#### WHAT THIS TASK INVOLVES:
State how many lines in the records hold the word "component", giving the number and no other text.

#### PROVIDED RECORDS:
[START]
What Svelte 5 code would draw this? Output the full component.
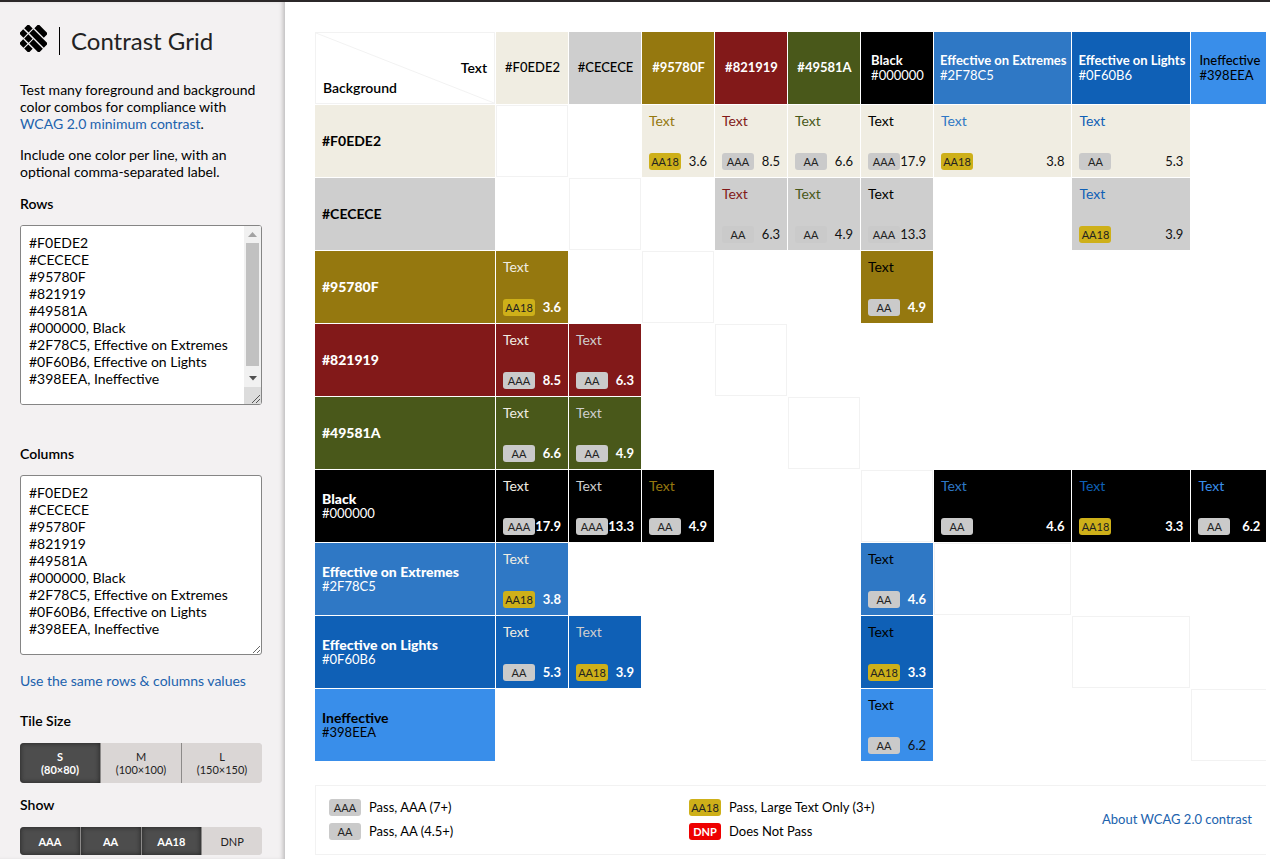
[END]
[START]
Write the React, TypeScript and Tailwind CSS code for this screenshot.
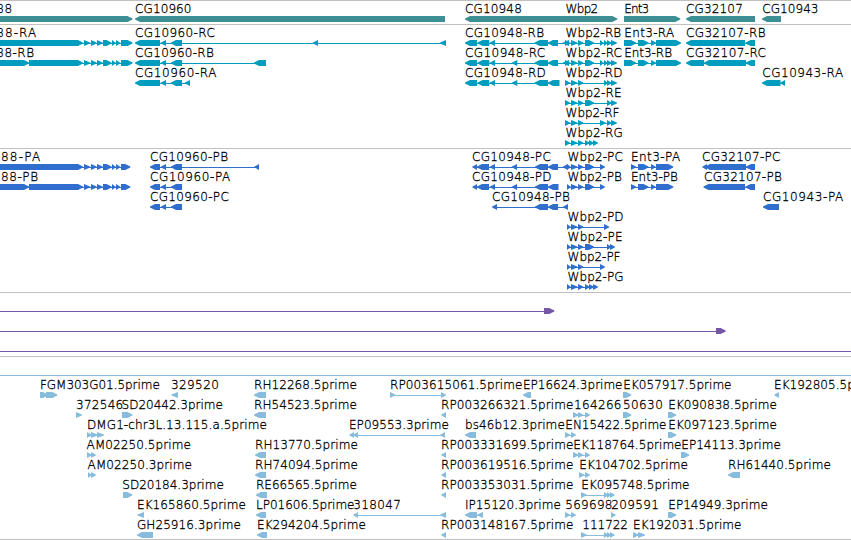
[END]
[START]
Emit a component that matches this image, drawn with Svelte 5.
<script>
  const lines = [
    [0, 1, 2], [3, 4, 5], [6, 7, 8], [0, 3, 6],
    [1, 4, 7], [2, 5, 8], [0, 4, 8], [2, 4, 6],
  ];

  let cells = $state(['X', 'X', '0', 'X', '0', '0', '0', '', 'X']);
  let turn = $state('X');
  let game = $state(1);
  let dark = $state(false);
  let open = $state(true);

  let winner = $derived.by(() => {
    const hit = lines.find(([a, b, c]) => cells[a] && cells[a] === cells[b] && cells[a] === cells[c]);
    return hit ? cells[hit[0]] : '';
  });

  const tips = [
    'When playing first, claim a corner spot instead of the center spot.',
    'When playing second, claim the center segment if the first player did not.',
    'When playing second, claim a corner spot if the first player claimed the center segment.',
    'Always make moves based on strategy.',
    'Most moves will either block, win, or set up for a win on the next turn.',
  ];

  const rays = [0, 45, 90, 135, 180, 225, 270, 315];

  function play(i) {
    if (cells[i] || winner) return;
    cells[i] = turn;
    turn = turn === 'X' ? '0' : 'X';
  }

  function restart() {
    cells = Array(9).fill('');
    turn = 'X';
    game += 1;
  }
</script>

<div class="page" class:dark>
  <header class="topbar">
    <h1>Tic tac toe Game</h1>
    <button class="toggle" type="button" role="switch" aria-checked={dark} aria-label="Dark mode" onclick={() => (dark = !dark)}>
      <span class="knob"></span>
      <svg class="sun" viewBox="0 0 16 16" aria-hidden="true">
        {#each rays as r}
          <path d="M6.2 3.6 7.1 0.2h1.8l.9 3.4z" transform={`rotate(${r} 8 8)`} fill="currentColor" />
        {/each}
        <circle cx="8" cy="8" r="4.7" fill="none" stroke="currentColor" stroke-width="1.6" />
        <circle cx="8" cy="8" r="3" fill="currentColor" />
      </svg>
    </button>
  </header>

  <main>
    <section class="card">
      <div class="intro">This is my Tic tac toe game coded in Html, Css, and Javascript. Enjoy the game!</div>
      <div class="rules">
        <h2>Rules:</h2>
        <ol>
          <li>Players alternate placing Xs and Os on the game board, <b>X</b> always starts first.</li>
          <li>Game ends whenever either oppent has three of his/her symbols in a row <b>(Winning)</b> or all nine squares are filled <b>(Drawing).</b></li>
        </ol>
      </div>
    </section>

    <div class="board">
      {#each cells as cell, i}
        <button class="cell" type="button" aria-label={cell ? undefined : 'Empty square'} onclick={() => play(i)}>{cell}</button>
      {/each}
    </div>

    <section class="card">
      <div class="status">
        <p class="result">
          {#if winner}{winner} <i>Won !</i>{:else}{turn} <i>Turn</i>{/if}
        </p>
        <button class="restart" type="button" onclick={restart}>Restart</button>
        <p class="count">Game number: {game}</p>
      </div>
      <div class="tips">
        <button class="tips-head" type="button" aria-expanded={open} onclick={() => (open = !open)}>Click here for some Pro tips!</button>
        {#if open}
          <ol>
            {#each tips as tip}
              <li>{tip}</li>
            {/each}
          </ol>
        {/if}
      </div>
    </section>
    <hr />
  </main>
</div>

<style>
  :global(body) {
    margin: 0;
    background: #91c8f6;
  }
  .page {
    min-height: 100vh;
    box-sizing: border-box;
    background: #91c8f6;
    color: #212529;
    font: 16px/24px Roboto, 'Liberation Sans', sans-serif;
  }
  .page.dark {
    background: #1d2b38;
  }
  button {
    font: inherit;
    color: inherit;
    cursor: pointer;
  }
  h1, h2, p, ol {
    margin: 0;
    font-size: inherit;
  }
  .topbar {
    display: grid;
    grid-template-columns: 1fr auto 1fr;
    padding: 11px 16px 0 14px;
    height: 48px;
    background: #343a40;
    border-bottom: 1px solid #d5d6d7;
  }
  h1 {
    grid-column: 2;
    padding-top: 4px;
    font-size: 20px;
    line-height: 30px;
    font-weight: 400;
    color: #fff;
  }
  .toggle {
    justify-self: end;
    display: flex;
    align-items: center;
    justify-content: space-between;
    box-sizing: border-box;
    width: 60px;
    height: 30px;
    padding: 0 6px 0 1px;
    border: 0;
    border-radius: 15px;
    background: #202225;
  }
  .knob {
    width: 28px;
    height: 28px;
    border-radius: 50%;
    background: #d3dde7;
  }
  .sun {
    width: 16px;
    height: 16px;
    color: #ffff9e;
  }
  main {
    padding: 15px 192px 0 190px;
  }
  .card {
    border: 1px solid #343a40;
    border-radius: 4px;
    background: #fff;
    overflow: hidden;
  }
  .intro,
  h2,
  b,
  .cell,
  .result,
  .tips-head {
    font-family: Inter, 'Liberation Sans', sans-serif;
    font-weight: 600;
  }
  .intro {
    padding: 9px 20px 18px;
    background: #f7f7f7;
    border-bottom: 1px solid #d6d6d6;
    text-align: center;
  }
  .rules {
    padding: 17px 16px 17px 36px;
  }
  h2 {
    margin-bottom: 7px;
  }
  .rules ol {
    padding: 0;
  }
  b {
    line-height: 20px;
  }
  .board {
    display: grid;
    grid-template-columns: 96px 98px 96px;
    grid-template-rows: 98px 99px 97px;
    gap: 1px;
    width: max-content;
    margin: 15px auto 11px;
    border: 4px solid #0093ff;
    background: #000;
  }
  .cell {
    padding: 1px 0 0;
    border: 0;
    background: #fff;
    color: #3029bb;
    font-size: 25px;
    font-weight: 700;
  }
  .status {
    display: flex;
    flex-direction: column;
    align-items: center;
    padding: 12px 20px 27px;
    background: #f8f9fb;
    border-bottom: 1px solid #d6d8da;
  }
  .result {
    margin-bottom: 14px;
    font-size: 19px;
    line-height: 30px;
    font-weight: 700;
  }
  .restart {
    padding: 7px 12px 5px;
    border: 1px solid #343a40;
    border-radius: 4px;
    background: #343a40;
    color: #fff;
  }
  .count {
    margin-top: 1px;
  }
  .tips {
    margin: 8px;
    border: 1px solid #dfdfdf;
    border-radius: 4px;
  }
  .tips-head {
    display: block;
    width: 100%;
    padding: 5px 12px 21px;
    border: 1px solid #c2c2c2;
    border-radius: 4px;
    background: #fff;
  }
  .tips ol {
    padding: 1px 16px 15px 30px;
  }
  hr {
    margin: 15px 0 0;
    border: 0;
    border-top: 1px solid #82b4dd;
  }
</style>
[END]
#### WRITTEN ANSWER:
2